Learn how to archive past award winners with a clear, searchable structure that keeps your awards website elegant as it grows.

An awards website should become more valuable every year, not harder to use. If your winners list keeps growing, the answer is not to hide older honorees or keep stacking long pages that nobody wants to browse. A better approach is to design a clear archive system from the start: one that helps visitors find winners by year, category, organization, or theme while still keeping the newest honorees prominent. This guide explains how to archive past award winners without creating a cluttered awards website, with practical advice for building a digital wall of fame, structuring a hall of fame archive, and publishing winner pages people can actually navigate.

Overview

A strong awards website archive does two jobs at once. First, it preserves recognition. Second, it supports discovery. Many organizations do the first part reasonably well and miss the second. They publish annual winners, add a gallery, and move on. After a few cycles, though, the site becomes crowded with repeated layouts, inconsistent naming, outdated links, and a long scroll of past recipients that is technically complete but practically unusable.

If your goal is to build a digital wall of fame that stays useful over time, think less like a campaign manager and more like an editor and librarian. Every new winner should fit into a durable system. Visitors should be able to answer basic questions quickly:

  • Who won this year?
  • Who won in a specific category?
  • Has this person or organization been recognized before?
  • What awards exist in this program?
  • Where can I browse the full hall of fame archive without getting lost?

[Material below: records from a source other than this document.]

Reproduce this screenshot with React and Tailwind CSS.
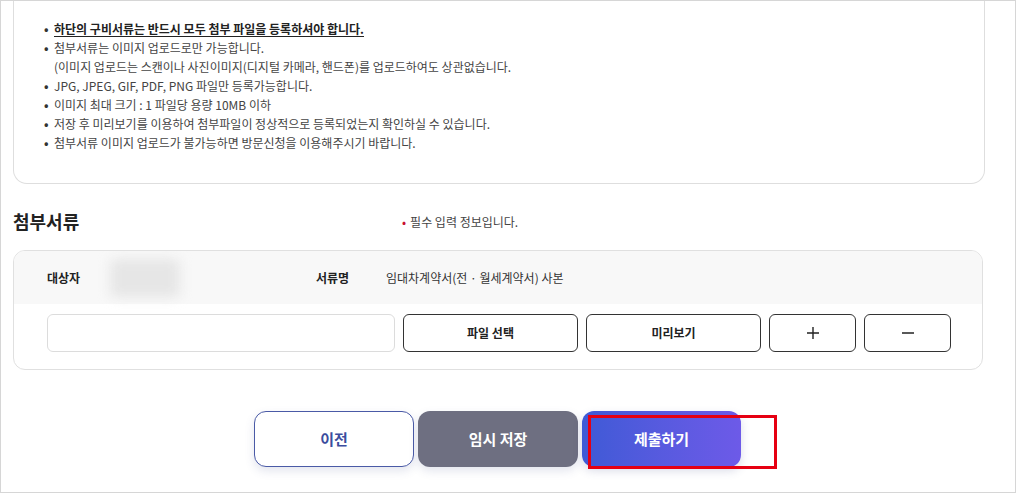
import React from "react";

const notices = [
  { text: "하단의 구비서류는 반드시 모두 첨부 파일을 등록하셔야 합니다.", strong: true },
  { text: "첨부서류는 이미지 업로드로만 가능합니다." },
  { text: "(이미지 업로드는 스캔이나 사진이미지(디지털 카메라, 핸드폰)를 업로드하여도 상관없습니다.", noBullet: true },
  { text: "JPG, JPEG, GIF, PDF, PNG 파일만 등록가능합니다." },
  { text: "이미지 최대 크기 : 1 파일당 용량 10MB 이하" },
  { text: "저장 후 미리보기를 이용하여 첨부파일이 정상적으로 등록되었는지 확인하실 수 있습니다." },
  { text: "첨부서류 이미지 업로드가 불가능하면 방문신청을 이용해주시기 바랍니다." },
];

const font = { fontFamily: '"Noto Sans CJK KR", "Noto Sans", sans-serif' };

const App = () => {
  return (
    <div
      className="w-[1016px] h-[493px] border border-[#d6d6d6] bg-white overflow-hidden relative"
      style={font}
    >
      <div className="pl-[12px] pr-[30px]">
        {/* Notice box */}
        <div className="border border-t-0 border-[#dedede] rounded-b-[14px] pt-[18px] pb-[31px] pl-[30px]">
          <ul className="text-[12px] leading-[19px] text-[#444]">
            {notices.map((n, i) => (
              <li key={i} className="flex">
                <span className="w-[10px] shrink-0 font-bold text-[#333]">{n.noBullet ? "" : "•"}</span>
                <span
                  className={
                    n.strong ? "font-bold text-[#222] underline underline-offset-2" : ""
                  }
                >
                  {n.text}
                </span>
              </li>
            ))}
          </ul>
        </div>

        {/* Heading */}
        <div className="flex items-center mt-[25px]">
          <h2 className="w-[389px] text-[18px] leading-[24px] font-bold text-[#222]">
            첨부서류
          </h2>
          <p className="text-[12px] text-[#444] pt-[2px]">
            <span className="text-[#c8102e] mr-[4px]">•</span>필수 입력 정보입니다.
          </p>
        </div>

        {/* Attachment table */}
        <div className="mt-[17px] mr-[2px] border border-[#e0e0e0] rounded-[12px] overflow-hidden">
          <div className="flex items-center h-[53px] bg-[#f8f8f8] pl-[33px] text-[12px] text-[#222]">
            <span className="w-[63px] font-bold">대상자</span>
            <span className="w-[70px] h-[38px] bg-[#e6e6e6] blur-[6px] rounded-md" />
            <span className="ml-[136px] w-[70px] font-bold">서류명</span>
            <span className="text-[#333]">임대차계약서(전 · 월세계약서) 사본</span>
          </div>
          <div className="flex items-center gap-[8px] pl-[33px] pt-[10px] pb-[17px]">
            <input
              className="w-[348px] h-[38px] border border-[#dcdcdc] rounded-[6px] outline-none"
              type="text"
            />
            <button className="w-[175px] h-[38px] border border-[#333] rounded-[6px] text-[12px] font-bold text-[#222]">
              파일 선택
            </button>
            <button className="w-[175px] h-[38px] border border-[#333] rounded-[6px] text-[12px] font-bold text-[#222]">
              미리보기
            </button>
            <button className="w-[87px] h-[38px] border border-[#333] rounded-[6px] flex items-center justify-center text-[#222]">
              <svg width="14" height="14" viewBox="0 0 14 14">
                <path d="M7 1v12M1 7h12" stroke="currentColor" strokeWidth="1.4" />
              </svg>
            </button>
            <button className="w-[87px] h-[38px] border border-[#333] rounded-[6px] flex items-center justify-center text-[#222]">
              <svg width="14" height="14" viewBox="0 0 14 14">
                <path d="M1 7h12" stroke="currentColor" strokeWidth="1.4" />
              </svg>
            </button>
          </div>
        </div>

        {/* Action buttons */}
        <div className="flex gap-[4px] mt-[41px] pl-[241px]">
          <button className="w-[160px] h-[56px] rounded-[12px] border border-[#4a5aa6] bg-white text-[#3b4d9e] text-[15px] font-bold shadow-[0_4px_10px_rgba(70,80,140,0.15)]">
            이전
          </button>
          <button className="w-[160px] h-[56px] rounded-[12px] bg-[#6e6f81] text-white text-[15px] font-bold shadow-[0_4px_10px_rgba(70,80,140,0.15)]">
            임시 저장
          </button>
          <button className="w-[159px] h-[56px] rounded-[12px] bg-gradient-to-r from-[#3e5ad6] to-[#6d5ae8] text-white text-[15px] font-bold shadow-[0_4px_10px_rgba(70,80,140,0.2)]">
            제출하기
          </button>
        </div>
      </div>

      {/* annotation highlight */}
      <div className="absolute left-[587px] top-[414px] w-[189px] h-[54px] border-[3px] border-[#e60012]" />
    </div>
  );
};

export default App;
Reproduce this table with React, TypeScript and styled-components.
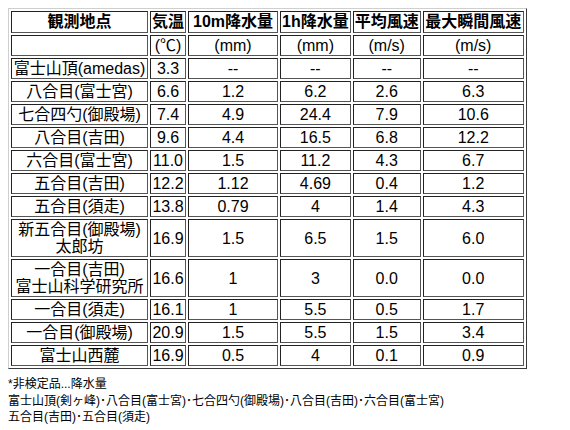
import { createGlobalStyle } from "styled-components";
import styled from "styled-components";

const GlobalStyle = createGlobalStyle`
  html, body {
    margin: 0;
    background: #fff;
  }
  body {
    padding: 8px;
    color: #000;
    font-family: "Liberation Sans", "Noto Sans CJK JP", sans-serif;
  }
`;

const Table = styled.table`
  border-collapse: separate;
  border-spacing: 2px;
  border: 1px solid;
  border-color: #cfcfcf #3a3a3a #3a3a3a #cfcfcf;
  font-size: 16px;
`;

const HeadCell = styled.th<{ $w: number }>`
  width: ${p => p.$w}px;
  padding: 1px;
  border: 1px solid;
  border-color: #222 #555 #555 #222;
  font-weight: bold;
  line-height: 18px;
  text-align: center;
  white-space: nowrap;
`;

const Cell = styled.td`
  padding: 1px;
  border: 1px solid;
  border-color: #222 #555 #555 #222;
  line-height: 17px;
  text-align: center;
  white-space: nowrap;
`;

const Note = styled.div`
  margin-top: 7px;
  font-size: 12px;
  line-height: 16.5px;
`;

const headers: [string, number][] = [
  ["観測地点", 133],
  ["気温", 31],
  ["10m降水量", 86],
  ["1h降水量", 65],
  ["平均風速", 63],
  ["最大瞬間風速", 97],
];

const rows: string[][] = [
  ["", "(℃)", "(mm)", "(mm)", "(m/s)", "(m/s)"],
  ["富士山頂(amedas)", "3.3", "--", "--", "--", "--"],
  ["八合目(富士宮)", "6.6", "1.2", "6.2", "2.6", "6.3"],
  ["七合四勺(御殿場)", "7.4", "4.9", "24.4", "7.9", "10.6"],
  ["八合目(吉田)", "9.6", "4.4", "16.5", "6.8", "12.2"],
  ["六合目(富士宮)", "11.0", "1.5", "11.2", "4.3", "6.7"],
  ["五合目(吉田)", "12.2", "1.12", "4.69", "0.4", "1.2"],
  ["五合目(須走)", "13.8", "0.79", "4", "1.4", "4.3"],
  ["新五合目(御殿場)\n太郎坊", "16.9", "1.5", "6.5", "1.5", "6.0"],
  ["一合目(吉田)\n富士山科学研究所", "16.6", "1", "3", "0.0", "0.0"],
  ["一合目(須走)", "16.1", "1", "5.5", "0.5", "1.7"],
  ["一合目(御殿場)", "20.9", "1.5", "5.5", "1.5", "3.4"],
  ["富士山西麓", "16.9", "0.5", "4", "0.1", "0.9"],
];

function Lines({ text }: { text: string }) {
  const parts = text.split("\n");
  return (
    <>
      {parts.map((p, i) => (
        <span key={i}>
          {i > 0 && <br />}
          {p}
        </span>
      ))}
    </>
  );
}

export default function App() {
  return (
    <>
      <GlobalStyle />
      <Table>
        <thead>
          <tr>
            {headers.map(([label, w]) => (
              <HeadCell key={label} $w={w}>{label}</HeadCell>
            ))}
          </tr>
        </thead>
        <tbody>
          {rows.map((row, r) => (
            <tr key={r}>
              {row.map((v, c) => (
                <Cell key={c}>{v ? <Lines text={v} /> : "\u00a0"}</Cell>
              ))}
            </tr>
          ))}
        </tbody>
      </Table>
      <Note>
        *非検定品...降水量
        <br />
        富士山頂(剣ヶ峰)･八合目(富士宮)･七合四勺(御殿場)･八合目(吉田)･六合目(富士宮)
        <br />
        五合目(吉田)･五合目(須走)
      </Note>
    </>
  );
}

This matters for more than convenience. A clean archive supports credibility, improves participation, and helps your recognition platform do more than announce results. It becomes a permanent showcase for culture, history, community impact, or institutional memory.

For most organizations, the clutter problem comes from one of four patterns:

  • Each year is published as a standalone page with no shared structure.
  • Winner posts are added like blog articles instead of organized records.
  • The archive only supports one browsing path, usually by year.
  • Profile content is inconsistent, so search and filtering become unreliable.

The good news is that this is usually fixable without rebuilding everything. A better recognition website structure can often be introduced gradually, starting with navigation, standardized winner data, and a cleaner archive landing page.

Core framework

Here is a practical framework for organizing an awards website archive so it can grow without becoming chaotic.

1. Separate current recognition from historical archives

One common mistake is putting every winner from every year into the same primary experience. Your homepage or main awards page should emphasize what is current: open nominations, recent honorees, featured stories, or this year's ceremony. Your archive should be accessible, but it should not compete with current action.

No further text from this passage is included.